In its budget documents in February, OMB estimated that next year’s national debt would hit $10.4 trillion – which it said would amount to 69.3 percent of the gross domestic product – the standard measure of the size of the economy.
That’s high – but far from an all-time high. After World War II, the national debt soared to over $270 billion – a quaint figure by today’s standards. Numerically, it’s less than the amount of federal budget deficit we now run up in a single year. But back in 1946, the Debt amounted to 121.7 percent of the size of the total economy.
By the time Richard Nixon began his second term in 1973, the national debt had grown to $466 billion – though as percentage of GDP, it had fallen to 35.7 percent.
Today, OMB press secretary Corinne Hirsch, renewed the oft-made government argument that reporters should focus on just that part of the national debt that is held by the public – now about $5.6 trillion and not include that portion billed as “intra-governmental holdings” – money the government owes itself – especially the Social Security and Medicare trust funds.
Of course, the government doesn’t have that money either. It’s been spent.

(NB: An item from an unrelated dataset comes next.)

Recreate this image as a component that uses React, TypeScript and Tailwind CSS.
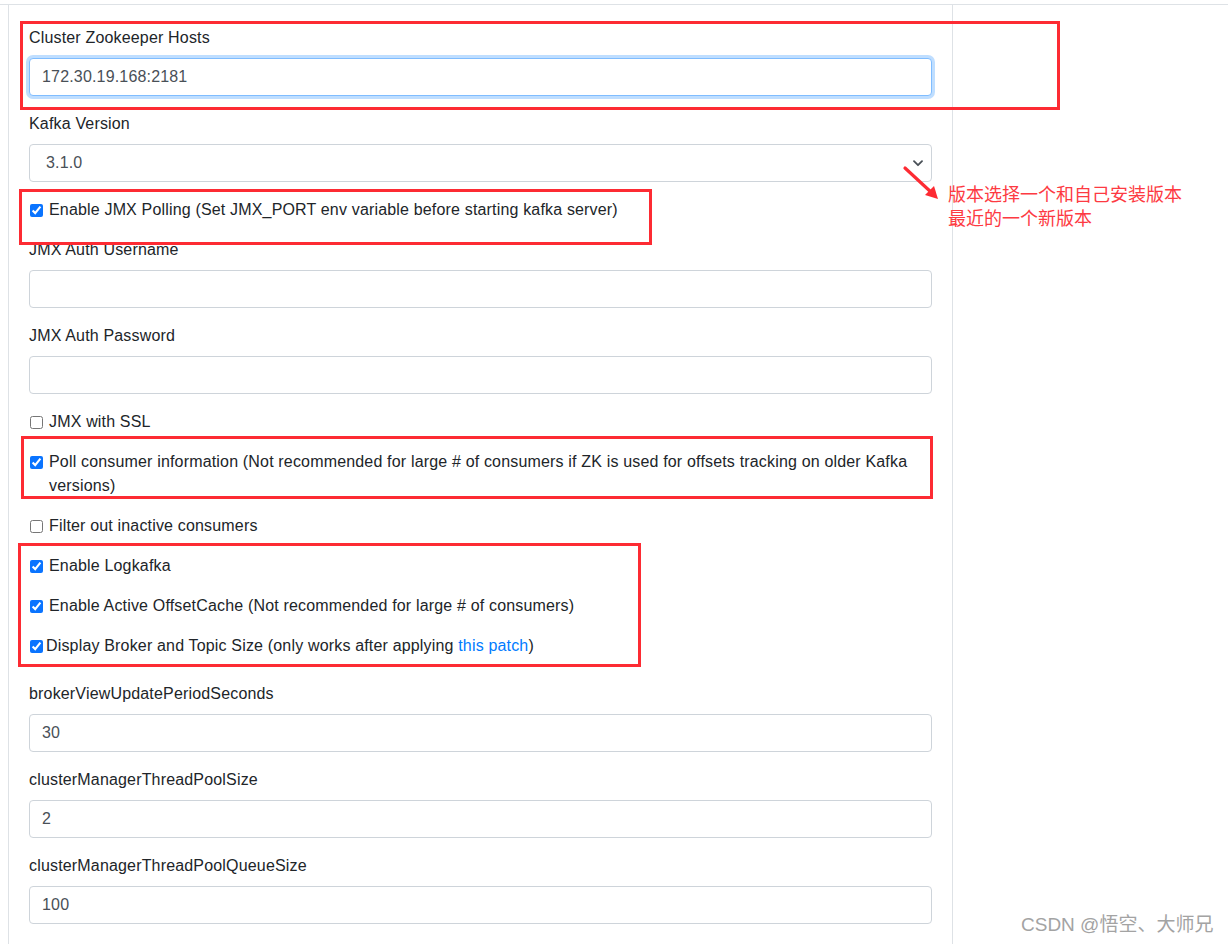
import React from "react"

function Field({ label, value, focused }: { label: string; value: string; focused?: boolean }) {
  return (
    <div className="mb-4">
      <label className="block mb-2 leading-6 text-[#212529]">{label}</label>
      <input
        readOnly
        defaultValue={value}
        className={
          "block w-full h-[38px] px-3 rounded-[4px] border bg-white text-[#495057] tracking-[0.17px] outline-none " +
          (focused
            ? "border-[#80bdff] shadow-[0_0_0_3px_rgba(0,123,255,0.25)]"
            : "border-[#ced4da]")
        }
      />
    </div>
  )
}

function Check({
  checked,
  children,
  tight,
}: {
  checked?: boolean
  children: React.ReactNode
  tight?: boolean
}) {
  return (
    <div className="mb-4 flex items-start leading-6 text-[#212529]">
      <input
        type="checkbox"
        readOnly
        defaultChecked={checked}
        className="mt-[6px] ml-px h-[13px] w-[13px] shrink-0 accent-[#0a74ff]"
      />
      <span className={tight ? "ml-[3px]" : "ml-[6px]"}>{children}</span>
    </div>
  )
}

export default function App() {
  return (
    <div className="relative h-[944px] overflow-hidden bg-white font-['Liberation_Sans','Noto_Sans_CJK_SC',sans-serif] text-[16px] tracking-[0.17px]">
      <div className="mt-[4px] border-t border-[#dee2e6]">
        <div className="ml-[8px] w-[945px] h-[940px] border-l border-r border-[#dee2e6] px-[20px] pt-[21px]">
          <Field label="Cluster Zookeeper Hosts" value="172.30.19.168:2181" focused />

          <div className="mb-4">
            <label className="block mb-2 leading-6 text-[#212529]">Kafka Version</label>
            <div className="flex h-[38px] items-center justify-between rounded-[4px] border border-[#ced4da] pl-4 pr-[8px] text-[#495057]">
              <span>3.1.0</span>
              <svg width="10" height="7" viewBox="0 0 10 7" fill="none">
                <path d="M1 1.2l4 4 4-4" stroke="#495057" strokeWidth="1.8" strokeLinecap="round" strokeLinejoin="round" />
              </svg>
            </div>
          </div>

          <Check checked>Enable JMX Polling (Set JMX_PORT env variable before starting kafka server)</Check>
          <Field label="JMX Auth Username" value="" />
          <Field label="JMX Auth Password" value="" />
          <Check>JMX with SSL</Check>
          <Check checked>
            Poll consumer information (Not recommended for large # of consumers if ZK is used for offsets tracking on older Kafka versions)
          </Check>
          <Check>Filter out inactive consumers</Check>
          <Check checked>Enable Logkafka</Check>
          <Check checked>Enable Active OffsetCache (Not recommended for large # of consumers)</Check>
          <div className="mb-6">
            <Check checked tight>
              Display Broker and Topic Size (only works after applying <span className="text-[#007bff]">this patch</span>)
            </Check>
          </div>
          <Field label="brokerViewUpdatePeriodSeconds" value="30" />
          <Field label="clusterManagerThreadPoolSize" value="2" />
          <Field label="clusterManagerThreadPoolQueueSize" value="100" />
        </div>
      </div>

      {/* annotation boxes */}
      <div className="absolute left-[20px] top-[21px] h-[89px] w-[1040px] border-[3px] border-[#fd2b33]" />
      <div className="absolute left-[19px] top-[189px] h-[56px] w-[633px] border-[3px] border-[#fd2b33]" />
      <div className="absolute left-[21px] top-[436px] h-[63px] w-[912px] border-[3px] border-[#fd2b33]" />
      <div className="absolute left-[18px] top-[543px] h-[124px] w-[623px] border-[3px] border-[#fd2b33]" />

      {/* arrow */}
      <svg className="absolute left-[898px] top-[160px]" width="48" height="46" viewBox="0 0 48 46">
        <path d="M7 8 L34 33" stroke="#fd2b33" strokeWidth="3.2" strokeLinecap="round" />
        <path d="M40 39 L27 35 L36 26 Z" fill="#fd2b33" />
      </svg>
      <div className="absolute left-[948px] top-[181px] text-[18px] leading-6 tracking-normal text-[#fd3a42] font-['Noto_Sans_CJK_SC',sans-serif]">
        <div>版本选择一个和自己安装版本</div>
        <div>最近的一个新版本</div>
      </div>

      <div className="absolute left-[1021px] top-[913px] text-[19px] leading-6 tracking-normal text-[#a3a3a3] font-['Liberation_Sans','Noto_Sans_CJK_SC',sans-serif]">
        CSDN @悟空、大师兄
      </div>
    </div>
  )
}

President Bush made that point himself on April 5, 2005, when he paid a visit to the offices of the Bureau of the Public Debt in Parkersburg, W.Va.
He was shown a white file cabinet with keypad locks on each of its four drawers in which the Social Security Trust Fund is stored. On that day, there was no cash – as he noted in a speech later in the day.
“There is no 'trust fund,' just IOUs that I saw firsthand, that future generations will pay – will pay for either in higher taxes, or reduced benefits, or cuts to other critical government programs,” he told an audience at West Virginia University.
The government didn’t have the money it owed itself back then – and still doesn’t.
A couple of weeks after he took office, President Bush addressed the Republican Congressional Retreat in Williamsburg and declared that his budget “pays down the national debt.”
In recent years, President Bush almost never mentions the national debt.